Directors: Vipul Amrutlal Shah, Mozez Singh

Cast: Shefali Shah, Kirti Kulhari, Ram Kapoor, Aditya Srivastava, Vishal Jethwa, Seema Biswas

Streaming on: Disney+ Hotstar

Directed by Vipul Amrutlal Shah and Mozez Singh, Human paints a complex picture. We get a standard protagonist—Dr. Saira Sabharwal (Kirti Kulhari), a cardiologist who joins Manthan Hospitals and its owner Gauri. The other characters, however, are less predictable. Take the presence of actor Vishal Jethwa. The last time we noticed him was as a scary rapist in Mardaani 2. Vishal retains that slimy grin, though his character, Mangu, in Human, is largely sympathetic. Similarly, a doctor conducting unmonitored trials experiences a change of heart. The moral haze extends all the way to Gauri. One night, heavily sedated, she drops her cool mystique and wanders around spookily, like a yesteryear heroine in a reincarnation film.

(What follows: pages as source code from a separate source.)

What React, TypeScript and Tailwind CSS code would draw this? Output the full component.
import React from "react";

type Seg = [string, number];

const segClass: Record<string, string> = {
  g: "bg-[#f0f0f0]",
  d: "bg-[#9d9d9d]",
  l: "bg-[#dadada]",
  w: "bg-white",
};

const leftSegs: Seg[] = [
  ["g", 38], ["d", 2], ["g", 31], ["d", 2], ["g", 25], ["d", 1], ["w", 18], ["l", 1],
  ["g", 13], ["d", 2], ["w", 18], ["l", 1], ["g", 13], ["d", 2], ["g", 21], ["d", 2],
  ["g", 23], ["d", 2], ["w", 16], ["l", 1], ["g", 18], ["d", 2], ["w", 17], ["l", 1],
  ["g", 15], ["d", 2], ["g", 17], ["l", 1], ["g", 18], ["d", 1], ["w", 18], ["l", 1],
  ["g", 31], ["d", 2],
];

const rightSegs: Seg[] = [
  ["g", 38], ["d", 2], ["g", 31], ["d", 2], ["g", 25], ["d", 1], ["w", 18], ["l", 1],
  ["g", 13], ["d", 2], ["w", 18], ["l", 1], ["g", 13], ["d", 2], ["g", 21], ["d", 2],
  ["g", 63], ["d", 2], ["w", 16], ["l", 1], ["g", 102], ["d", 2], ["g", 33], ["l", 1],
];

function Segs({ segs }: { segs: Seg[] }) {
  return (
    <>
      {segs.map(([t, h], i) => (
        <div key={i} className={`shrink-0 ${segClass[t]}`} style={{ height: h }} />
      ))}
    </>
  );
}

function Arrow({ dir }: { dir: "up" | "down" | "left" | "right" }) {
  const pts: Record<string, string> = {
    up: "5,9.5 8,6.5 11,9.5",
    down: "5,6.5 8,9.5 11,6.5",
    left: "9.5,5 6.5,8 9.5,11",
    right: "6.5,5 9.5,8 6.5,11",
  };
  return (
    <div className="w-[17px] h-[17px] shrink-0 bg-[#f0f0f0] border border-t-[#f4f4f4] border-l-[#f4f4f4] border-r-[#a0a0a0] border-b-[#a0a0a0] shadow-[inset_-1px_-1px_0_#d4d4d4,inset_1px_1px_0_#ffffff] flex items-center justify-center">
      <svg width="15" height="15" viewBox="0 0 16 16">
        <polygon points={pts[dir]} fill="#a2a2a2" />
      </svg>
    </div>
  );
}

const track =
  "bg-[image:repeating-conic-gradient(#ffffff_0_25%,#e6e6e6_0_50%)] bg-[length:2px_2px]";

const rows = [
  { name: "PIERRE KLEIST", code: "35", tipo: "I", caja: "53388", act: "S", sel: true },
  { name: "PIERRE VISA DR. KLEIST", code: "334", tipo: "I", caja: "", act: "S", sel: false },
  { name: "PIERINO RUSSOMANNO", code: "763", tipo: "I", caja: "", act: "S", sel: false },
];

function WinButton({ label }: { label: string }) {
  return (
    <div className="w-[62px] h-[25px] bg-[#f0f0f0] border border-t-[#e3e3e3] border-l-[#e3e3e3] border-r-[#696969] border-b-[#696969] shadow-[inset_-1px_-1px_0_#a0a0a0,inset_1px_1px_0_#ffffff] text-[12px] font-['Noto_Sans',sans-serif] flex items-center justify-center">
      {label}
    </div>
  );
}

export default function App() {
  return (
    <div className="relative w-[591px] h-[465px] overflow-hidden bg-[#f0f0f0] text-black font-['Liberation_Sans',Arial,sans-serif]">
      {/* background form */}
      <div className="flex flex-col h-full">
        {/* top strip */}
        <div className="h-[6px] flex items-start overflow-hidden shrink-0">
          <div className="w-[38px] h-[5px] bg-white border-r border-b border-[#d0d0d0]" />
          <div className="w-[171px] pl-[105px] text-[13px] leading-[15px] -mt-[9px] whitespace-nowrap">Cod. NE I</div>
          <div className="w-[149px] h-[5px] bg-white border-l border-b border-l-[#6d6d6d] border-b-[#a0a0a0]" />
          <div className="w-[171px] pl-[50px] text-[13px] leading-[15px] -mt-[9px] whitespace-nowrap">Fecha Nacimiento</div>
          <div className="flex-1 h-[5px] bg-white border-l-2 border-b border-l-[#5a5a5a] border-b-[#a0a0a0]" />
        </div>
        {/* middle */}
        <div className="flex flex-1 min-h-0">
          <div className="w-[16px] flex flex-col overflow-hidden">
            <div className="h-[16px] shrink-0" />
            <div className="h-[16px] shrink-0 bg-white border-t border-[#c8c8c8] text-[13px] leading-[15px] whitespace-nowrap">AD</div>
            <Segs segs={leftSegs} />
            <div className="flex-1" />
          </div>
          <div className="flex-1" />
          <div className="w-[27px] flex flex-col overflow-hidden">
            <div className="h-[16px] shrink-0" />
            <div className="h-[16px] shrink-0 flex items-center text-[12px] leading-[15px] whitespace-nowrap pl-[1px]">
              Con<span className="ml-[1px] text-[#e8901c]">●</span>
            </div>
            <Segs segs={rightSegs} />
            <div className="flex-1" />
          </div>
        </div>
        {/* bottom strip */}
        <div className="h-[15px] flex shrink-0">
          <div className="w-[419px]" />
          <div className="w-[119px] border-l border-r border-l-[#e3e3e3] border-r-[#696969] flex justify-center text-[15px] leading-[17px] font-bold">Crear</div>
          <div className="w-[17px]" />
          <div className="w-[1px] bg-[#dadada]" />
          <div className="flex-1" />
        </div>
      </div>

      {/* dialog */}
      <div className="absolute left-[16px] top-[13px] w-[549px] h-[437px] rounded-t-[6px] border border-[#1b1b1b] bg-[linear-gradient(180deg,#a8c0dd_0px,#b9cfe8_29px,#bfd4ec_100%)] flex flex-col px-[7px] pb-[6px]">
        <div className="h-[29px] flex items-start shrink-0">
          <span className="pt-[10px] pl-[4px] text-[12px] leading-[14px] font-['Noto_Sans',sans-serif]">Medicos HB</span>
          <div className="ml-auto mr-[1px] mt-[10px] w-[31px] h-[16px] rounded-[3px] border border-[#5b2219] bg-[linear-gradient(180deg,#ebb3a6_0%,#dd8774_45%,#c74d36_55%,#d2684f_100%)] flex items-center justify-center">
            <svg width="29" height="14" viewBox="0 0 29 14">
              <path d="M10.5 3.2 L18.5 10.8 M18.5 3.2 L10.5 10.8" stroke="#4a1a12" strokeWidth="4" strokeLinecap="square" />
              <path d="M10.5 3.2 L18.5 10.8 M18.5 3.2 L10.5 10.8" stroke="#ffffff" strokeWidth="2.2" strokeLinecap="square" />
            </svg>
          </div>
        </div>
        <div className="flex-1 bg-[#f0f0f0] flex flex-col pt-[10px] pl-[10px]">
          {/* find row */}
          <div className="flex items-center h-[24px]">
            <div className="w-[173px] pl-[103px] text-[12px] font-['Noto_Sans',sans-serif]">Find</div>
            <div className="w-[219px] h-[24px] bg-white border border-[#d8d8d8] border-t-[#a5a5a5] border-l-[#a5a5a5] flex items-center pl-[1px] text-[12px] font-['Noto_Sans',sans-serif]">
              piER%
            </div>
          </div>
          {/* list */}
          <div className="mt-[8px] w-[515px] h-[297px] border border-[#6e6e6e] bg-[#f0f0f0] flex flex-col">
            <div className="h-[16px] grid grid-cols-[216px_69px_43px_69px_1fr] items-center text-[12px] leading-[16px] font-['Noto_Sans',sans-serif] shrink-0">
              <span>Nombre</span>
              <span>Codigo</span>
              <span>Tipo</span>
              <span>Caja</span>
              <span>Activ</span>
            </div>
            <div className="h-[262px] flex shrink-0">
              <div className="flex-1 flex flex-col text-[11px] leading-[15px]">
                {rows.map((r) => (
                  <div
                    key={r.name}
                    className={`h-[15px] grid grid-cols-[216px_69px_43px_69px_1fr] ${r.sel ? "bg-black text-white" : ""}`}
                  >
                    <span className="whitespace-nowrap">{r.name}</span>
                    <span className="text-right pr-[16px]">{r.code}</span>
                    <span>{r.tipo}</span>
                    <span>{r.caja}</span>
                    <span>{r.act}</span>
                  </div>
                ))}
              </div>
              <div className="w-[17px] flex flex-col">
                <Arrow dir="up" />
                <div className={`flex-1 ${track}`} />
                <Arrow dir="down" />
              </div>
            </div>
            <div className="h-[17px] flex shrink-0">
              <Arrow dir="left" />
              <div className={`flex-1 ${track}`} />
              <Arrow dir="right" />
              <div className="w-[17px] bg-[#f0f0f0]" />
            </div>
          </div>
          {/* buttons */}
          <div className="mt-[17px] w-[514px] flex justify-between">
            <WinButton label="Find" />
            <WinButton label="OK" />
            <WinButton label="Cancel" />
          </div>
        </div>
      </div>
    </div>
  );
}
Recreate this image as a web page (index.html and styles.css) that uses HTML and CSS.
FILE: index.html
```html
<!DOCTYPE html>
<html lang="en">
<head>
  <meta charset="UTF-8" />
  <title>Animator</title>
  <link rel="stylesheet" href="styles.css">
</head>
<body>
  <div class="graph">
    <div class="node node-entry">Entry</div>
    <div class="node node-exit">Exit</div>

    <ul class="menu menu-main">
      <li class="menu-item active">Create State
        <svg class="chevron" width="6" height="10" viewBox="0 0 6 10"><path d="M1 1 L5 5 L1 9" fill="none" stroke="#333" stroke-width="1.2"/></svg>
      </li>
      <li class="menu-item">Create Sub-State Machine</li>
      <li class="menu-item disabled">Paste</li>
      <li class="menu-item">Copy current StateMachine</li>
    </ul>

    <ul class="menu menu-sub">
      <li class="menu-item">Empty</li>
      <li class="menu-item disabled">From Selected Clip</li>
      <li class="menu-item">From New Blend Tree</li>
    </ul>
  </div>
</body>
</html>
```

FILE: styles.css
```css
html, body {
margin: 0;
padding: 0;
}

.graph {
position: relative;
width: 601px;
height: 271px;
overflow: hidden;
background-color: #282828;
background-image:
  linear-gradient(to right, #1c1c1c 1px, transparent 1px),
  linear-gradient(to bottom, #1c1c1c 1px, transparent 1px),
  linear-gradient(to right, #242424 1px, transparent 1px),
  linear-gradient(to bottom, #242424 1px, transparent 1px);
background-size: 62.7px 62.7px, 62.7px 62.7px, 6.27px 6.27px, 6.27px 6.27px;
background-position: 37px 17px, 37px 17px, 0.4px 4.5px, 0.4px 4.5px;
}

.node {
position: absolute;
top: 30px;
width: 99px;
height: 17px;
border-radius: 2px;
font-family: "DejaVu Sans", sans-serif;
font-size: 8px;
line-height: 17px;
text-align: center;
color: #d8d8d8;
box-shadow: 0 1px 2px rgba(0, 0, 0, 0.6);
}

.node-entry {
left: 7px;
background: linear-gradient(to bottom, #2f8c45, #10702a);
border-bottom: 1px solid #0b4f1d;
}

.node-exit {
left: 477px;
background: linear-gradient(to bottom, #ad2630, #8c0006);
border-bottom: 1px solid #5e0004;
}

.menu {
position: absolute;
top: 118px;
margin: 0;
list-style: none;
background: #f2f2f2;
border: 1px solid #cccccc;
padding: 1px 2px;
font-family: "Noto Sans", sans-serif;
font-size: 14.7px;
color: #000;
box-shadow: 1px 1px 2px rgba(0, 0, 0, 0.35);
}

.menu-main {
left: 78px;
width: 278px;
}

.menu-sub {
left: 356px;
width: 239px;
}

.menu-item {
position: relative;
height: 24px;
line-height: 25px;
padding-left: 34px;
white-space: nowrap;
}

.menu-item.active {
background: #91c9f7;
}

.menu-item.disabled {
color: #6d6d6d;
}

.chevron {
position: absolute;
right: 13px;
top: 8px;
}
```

The show gets monotonous, visually. We are shown glossy hospital floors and the doctors’ homes. This is contrasted with grimy labs, camps, slums and morgues. The characters are rich and well-dressed (doctors) or poor and unkempt (victims). Gauri is polite with her rebellious son; Mangu is initially heckled at home by his dad. More interesting, therefore, are the ‘middle’ characters, like Saira’s conservative parents or the conscientious social worker played by Aasif Khan.

Gauri, despite Shefali’s talents, is a dull antagonist (“I save lives…”). She leans on Saira, who has her own issues. Her relationship with her husband is failing; it’s a conventional track but Kirti and Indraneil Sengupta make it click. The casting is top-notch throughout, from Seema Biswas and Mohan Agashe in minor roles to the little girl from Dibakar Banerjee’s short in Ghost Stories. The young actor has an unforgettable name, according to Google— Eva Ameet Pardeshi.

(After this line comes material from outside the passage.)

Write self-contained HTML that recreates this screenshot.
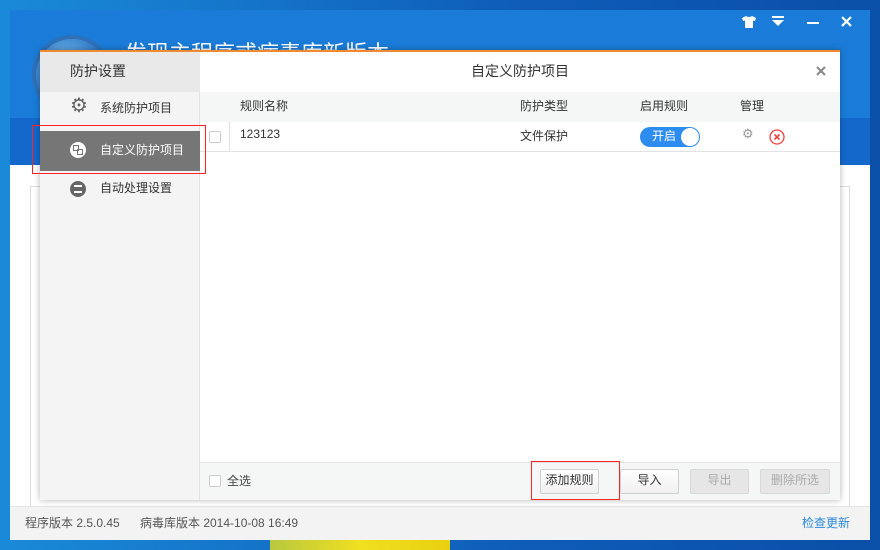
<!DOCTYPE html>
<html><head><meta charset="utf-8">
<style>
*{margin:0;padding:0;box-sizing:border-box}
body{width:880px;height:550px;overflow:hidden;position:relative;background:linear-gradient(90deg,#1a8ad8,#0e5cb8 60%,#0a4fa8);font-family:"Liberation Sans","Noto Sans CJK SC",sans-serif;font-size:12px;color:#333}
.abs{position:absolute}
.flower{left:270px;top:540px;width:180px;height:10px;background:linear-gradient(90deg,#b8c840,#f0e020,#e8d010)}
.app{left:10px;top:10px;width:860px;height:530px;background:#fff;overflow:hidden}
.hdr{left:0;top:0;width:860px;height:155px;background:#1a7cd8}
.band{left:0;top:108px;width:860px;height:47px;background:#1468cc}
.title{left:115px;top:26px;color:#fff;font-size:22px}
.globe{left:22px;top:25px;width:80px;height:80px;border-radius:50%;background:radial-gradient(circle at 40% 35%,#7ab8ea,#2a78c8 60%,#1a60b0);border:4px solid #2f70b8}
.inner{left:20px;top:176px;width:820px;height:330px;border:1px solid #ddd}
.foot{left:0;top:496px;width:860px;height:34px;background:#f3f3f3;border-top:1px solid #e4e4e4}
.foot span{position:absolute;top:7px;font-size:12px;color:#555}
.dlg{left:40px;top:50px;width:800px;height:450px;background:#fff;border-top:2px solid #f08a30;box-shadow:0 0 6px rgba(0,0,0,.3)}
.side{left:0;top:0;width:160px;height:448px;background:#f4f4f4;border-right:1px solid #e2e2e2}
.sidet{left:0;top:0;width:160px;height:40px;background:#e9e9e9;font-size:14px;line-height:38px;padding-left:30px;color:#333}
.item{left:0;width:160px;height:40px;line-height:36px;padding-left:60px;font-size:12px;color:#333}
.item.sel{background:#767676;color:#fff}
.ic{position:absolute;left:30px;top:12px;width:16px;height:16px;border-radius:50%}
.rt{left:160px;top:0;width:640px;height:448px}
.rhead{left:0;top:0;width:640px;height:40px;line-height:38px;text-align:center;font-size:14px;background:#fff}
.thd{left:0;top:40px;width:640px;height:30px;background:#f5f6f6}
.thd span,.row span{position:absolute;top:5px}
.row{left:0;top:70px;width:640px;height:30px;background:#fff;border-bottom:1px solid #e2e2e2}
.cb{position:absolute;width:12px;height:12px;border:1px solid #ccc;border-radius:2px;background:#fff}
.bar{left:0;top:410px;width:640px;height:38px;background:#f5f6f6;border-top:1px solid #e4e4e4}
.btn{position:absolute;top:6px;height:25px;width:59px;border:1px solid #d0d0d0;border-radius:2px;background:linear-gradient(#fff,#f0f0f0);text-align:center;line-height:21px;font-size:12px;color:#333}
.btn.dis{background:#e6e6e6;color:#aaa;border-color:#d8d8d8}
.red{position:absolute;border:1px solid #ff2222}
</style></head><body>
<div class="abs flower"></div>
<div class="abs app">
 <div class="abs hdr"></div>
 <div class="abs band"></div>
 <div class="abs globe"></div>
 <div class="abs title">发现主程序或病毒库新版本</div>
 <svg class="abs" style="left:732px;top:6px" width="14" height="12" viewBox="0 0 14 12"><path d="M0 2 L4 0 Q7 2 10 0 L14 2 L13 5 L11 4.5 L11 12 L3 12 L3 4.5 L1 5 Z" fill="#fff"/></svg>
 <svg class="abs" style="left:762px;top:6px" width="12" height="10" viewBox="0 0 12 10"><rect x="0" y="0" width="12" height="2" fill="#fff"/><path d="M0 4 L12 4 L6 10 Z" fill="#fff"/></svg>
 <div class="abs" style="left:797px;top:12px;width:12px;height:2px;background:#fff"></div>
 <svg class="abs" style="left:831px;top:6px" width="11" height="11" viewBox="0 0 11 11"><path d="M1 1 L10 10 M10 1 L1 10" stroke="#fff" stroke-width="2.2"/></svg>
 <div class="abs inner"></div>
 <div class="abs foot"><span style="left:15px">程序版本 2.5.0.45</span><span style="left:130px">病毒库版本 2014-10-08 16:49</span><span style="left:792px;color:#2a88d8">检查更新</span></div>
</div>
<div class="abs dlg">
 <div class="abs side">
  <div class="abs sidet">防护设置</div>
  <div class="abs item" style="top:38px"><span class="ic" style="color:#666;font-size:20px;top:6px;line-height:20px;border-radius:0">⚙</span>系统防护项目</div>
  <div class="abs item sel" style="top:79px;line-height:38px"><span class="ic" style="background:#fff;top:11px"><span style="position:absolute;left:3px;top:3px;width:6px;height:6px;border:1.5px solid #777"></span><span style="position:absolute;left:7px;top:7px;width:6px;height:6px;border:1.5px solid #777"></span></span>自定义防护项目</div>
  <div class="abs item" style="top:118px"><span class="ic" style="background:#666;top:11px"><span style="position:absolute;left:4px;top:4px;width:8px;height:8px;border-top:2px solid #fff;border-bottom:2px solid #fff"></span></span>自动处理设置</div>
 </div>
 <div class="abs rt">
  <div class="abs rhead">自定义防护项目<svg style="position:absolute;right:14px;top:14px" width="10" height="10" viewBox="0 0 10 10"><path d="M1 1 L9 9 M9 1 L1 9" stroke="#888" stroke-width="2"/></svg></div>
  <div class="abs thd"><span style="left:40px">规则名称</span><span style="left:320px">防护类型</span><span style="left:440px">启用规则</span><span style="left:540px">管理</span></div>
  <div class="abs row"><span class="cb" style="left:9px;top:9px"></span><span style="left:29px;top:0;width:1px;height:30px;background:#e2e2e2"></span><span style="left:40px">123123</span><span style="left:320px">文件保护</span>
   <span style="left:440px;top:5px;width:60px;height:20px;border-radius:10px;background:#2d8cf0;color:#fff;line-height:18px;padding-left:12px">开启<span style="position:absolute;right:1px;top:1px;width:18px;height:18px;border-radius:50%;background:#fff"></span></span>
   <span style="left:542px;top:4px;color:#999;font-size:13px">⚙</span>
   <svg style="position:absolute;left:569px;top:7px" width="16" height="16" viewBox="0 0 16 16"><circle cx="8" cy="8" r="7" fill="none" stroke="#f04040" stroke-width="1.3"/><path d="M5.5 5.5 L10.5 10.5 M10.5 5.5 L5.5 10.5" stroke="#f04040" stroke-width="1.6"/></svg></div>
  <div class="abs bar">
   <span class="cb" style="left:9px;top:12px"></span><span style="position:absolute;left:27px;top:9px;color:#444">全选</span>
   <div class="btn" style="left:340px">添加规则</div>
   <div class="btn" style="left:420px">导入</div>
   <div class="btn dis" style="left:490px">导出</div>
   <div class="btn dis" style="left:560px;width:70px">删除所选</div>
  </div>
 </div>
</div>
<div class="red" style="left:32px;top:125px;width:174px;height:49px"></div>
<div class="red" style="left:531px;top:461px;width:89px;height:39px"></div>
</body></html>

Does Human blow the lid off big pharma greed? In a telling shot, a camcorder records a man as he signs his consent forms. He’s framed as though on gunpoint—which isn’t far from the truth. Mozez and co-writer Ishani Banerjee trace a complicated nexus, from high-placed politicians to local handlers and sharks. Their grasp of human anatomy, however, is wholly elementary. “The brain has a front part,” Gauri tells her medically-savvy husband, “…cerebrum.”

At 10 episodes, the action kicks in late. There is one great line—Mangu, genuinely surprised, asks if medicines can ever hurt anyone—but that’s about it. Shefali’s last show, Delhi Crime, was a persuasive blend of truth and drama. Human exerts no such grip. Its revelations, too, are nothing earth-shattering. It deserves, as one character puts it, the Deendayal Gulati Award For Bold Investigative Journalism.